### Required task
Could you return each line from the one bearing "Recreate this image as a component." through the last line of the entries, exactly as it stands, with no pictures?

━━━━━━━━━━━━━━━━

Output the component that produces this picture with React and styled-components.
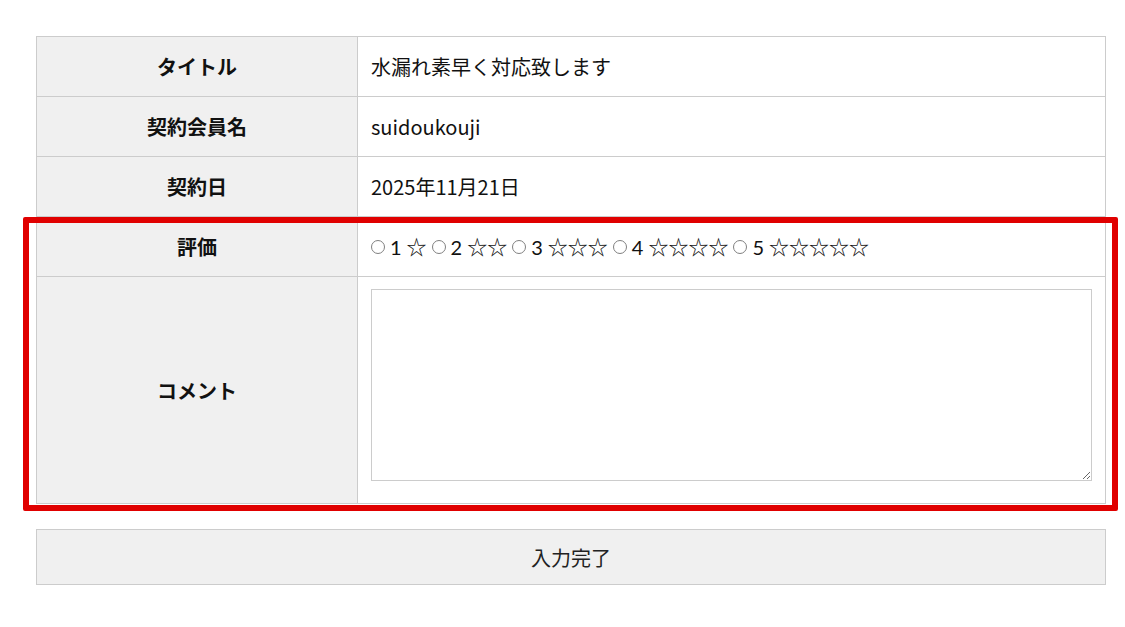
import React from "react";
import styled, { createGlobalStyle } from "styled-components";

const Global = createGlobalStyle`
  html, body { margin: 0; padding: 0; background: #fff; }
  body { font-family: "Noto Sans CJK JP", "Noto Sans", sans-serif; color: #111; }
`;

const Page = styled.div`
  padding: 36px 19px 40px 36px;
  position: relative;
`;

const Table = styled.table`
  width: 1070px;
  border-collapse: collapse;
  font-size: 20px;
  table-layout: fixed;
`;

const Th = styled.th`
  width: 321px;
  background: #f0f0f0;
  border: 1px solid #ccc;
  font-weight: 700;
  text-align: center;
  height: ${(p) => p.$h || 59}px;
  padding: 0 12px;
  box-sizing: border-box;
`;

const Td = styled.td`
  border: 1px solid #ccc;
  padding: ${(p) => (p.$pad ? "12px 13px 22px 13px" : "0 13px")};
  height: 59px;
  vertical-align: ${(p) => (p.$pad ? "top" : "middle")};
`;

const Radios = styled.div`
  display: flex;
  align-items: center;
  white-space: nowrap;
  font-family: "Lato", "Noto Sans CJK JP", sans-serif;
`;

const RadioLabel = styled.label`
  display: inline-flex;
  align-items: center;
  flex: none;
`;

const Radio = styled.input`
  appearance: none;
  -webkit-appearance: none;
  flex: none;
  width: 14px;
  height: 14px;
  box-sizing: border-box;
  border: 1px solid #808080;
  border-radius: 50%;
  background: #fff;
  margin: 0 5px 0 0;
  &:checked {
    background: radial-gradient(circle, #1a73e8 0 3px, #fff 3.5px);
    border-color: #1a73e8;
  }
`;

const Num = styled.span`
  margin-right: 5px;
`;

const Stars = styled.span`
  font-family: "Noto Sans CJK JP", sans-serif;
  margin-right: 5px;
`;

const TextArea = styled.textarea`
  display: block;
  width: 100%;
  height: 192px;
  box-sizing: border-box;
  border: 1px solid #ccc;
  resize: both;
  font-family: inherit;
  font-size: 16px;
`;

const Button = styled.button`
  display: block;
  margin-top: 25px;
  width: 1070px;
  height: 56px;
  background: #f0f0f0;
  border: 1px solid #ccc;
  font-family: "Noto Sans CJK JP", sans-serif;
  font-size: 20px;
  color: #222;
`;

const Highlight = styled.div`
  position: absolute;
  left: 23px;
  top: 217px;
  width: 1095px;
  height: 294px;
  box-sizing: border-box;
  border: 6px solid #e00000;
  border-radius: 2px;
  pointer-events: none;
`;

export default function App() {
  const rows = [
    ["タイトル", "水漏れ素早く対応致します"],
    ["契約会員名", "suidoukouji"],
    ["契約日", "2025年11月21日"],
  ];
  return (
    <Page>
      <Global />
      <Table>
        <tbody>
          {rows.map(([k, v]) => (
            <tr key={k}>
              <Th>{k}</Th>
              <Td>{v}</Td>
            </tr>
          ))}
          <tr>
            <Th>評価</Th>
            <Td>
              <Radios>
                {[1, 2, 3, 4, 5].map((n) => (
                  <RadioLabel key={n}>
                    <Radio type="radio" name="rate" />
                    <Num>{n}</Num>
                    <Stars>{"☆".repeat(n)}</Stars>
                  </RadioLabel>
                ))}
              </Radios>
            </Td>
          </tr>
          <tr>
            <Th $h={227}>コメント</Th>
            <Td $pad>
              <TextArea />
            </Td>
          </tr>
        </tbody>
      </Table>
      <Button>入力完了</Button>
      <Highlight />
    </Page>
  );
}
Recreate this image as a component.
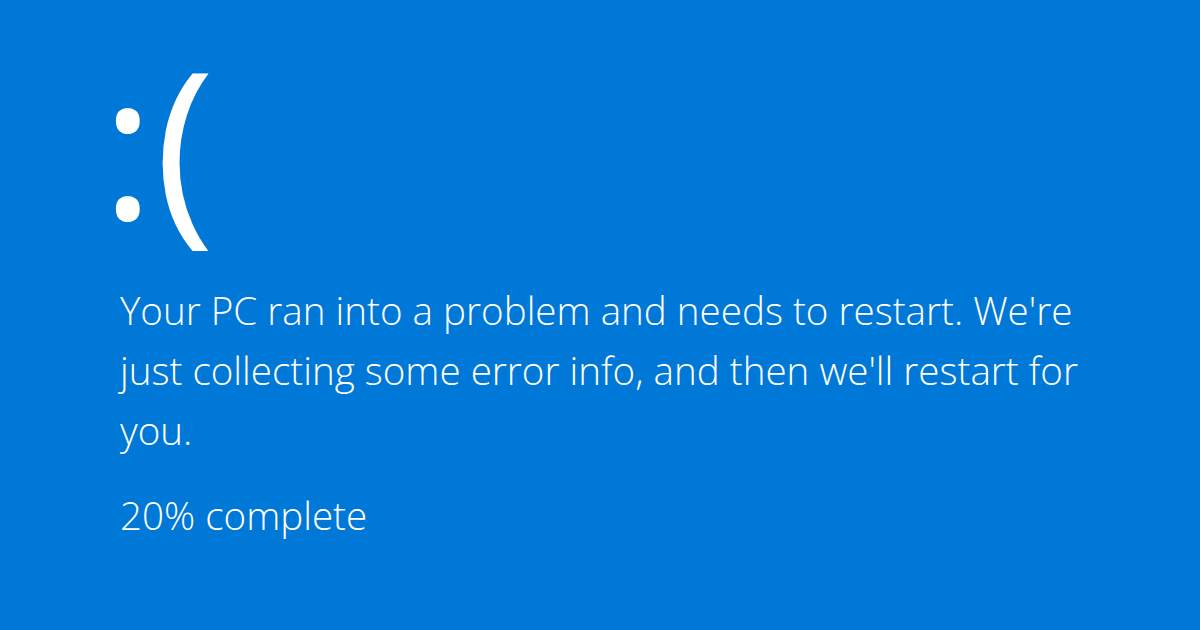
export default function App() {
  return (
    <div
      className="w-[1200px] h-[630px] bg-[#0078d7] text-white overflow-hidden pl-[120px] pt-[20px]"
      style={{ fontFamily: '"Open Sans", "Noto Sans", sans-serif' }}
    >
      <div className="ml-[-19px] text-[204px] font-normal leading-[240px] h-[240px]">:(</div>
      <p className="mt-[20px] text-[38.6px] font-light leading-[60px] w-[990px]">
        Your PC ran into a problem and needs to restart. We're just collecting
        some error info, and then we'll restart for you.
      </p>
      <p className="mt-[25px] text-[38.6px] font-light leading-[60px]">20% complete</p>
    </div>
  );
}
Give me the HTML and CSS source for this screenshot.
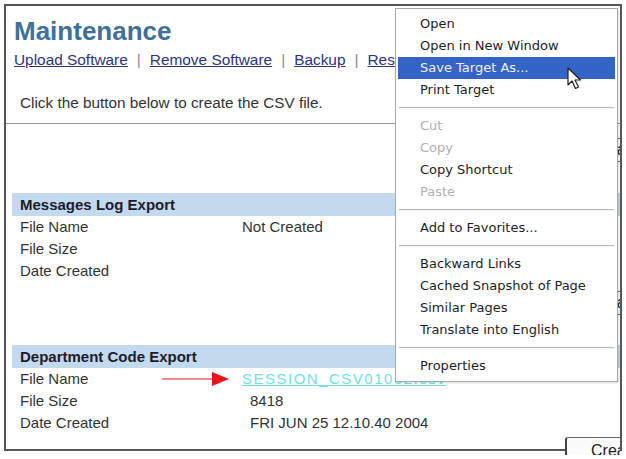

━━━━━━━━━━━━━━━━

### Output of the exercise
Recreate this image as a component.
export default function App() {
  return (
    <div
      className="w-[1200px] h-[630px] bg-[#0078d7] text-white overflow-hidden pl-[120px] pt-[20px]"
      style={{ fontFamily: '"Open Sans", "Noto Sans", sans-serif' }}
    >
      <div className="ml-[-19px] text-[204px] font-normal leading-[240px] h-[240px]">:(</div>
      <p className="mt-[20px] text-[38.6px] font-light leading-[60px] w-[990px]">
        Your PC ran into a problem and needs to restart. We're just collecting
        some error info, and then we'll restart for you.
      </p>
      <p className="mt-[25px] text-[38.6px] font-light leading-[60px]">20% complete</p>
    </div>
  );
}
Give me the HTML and CSS source for this screenshot.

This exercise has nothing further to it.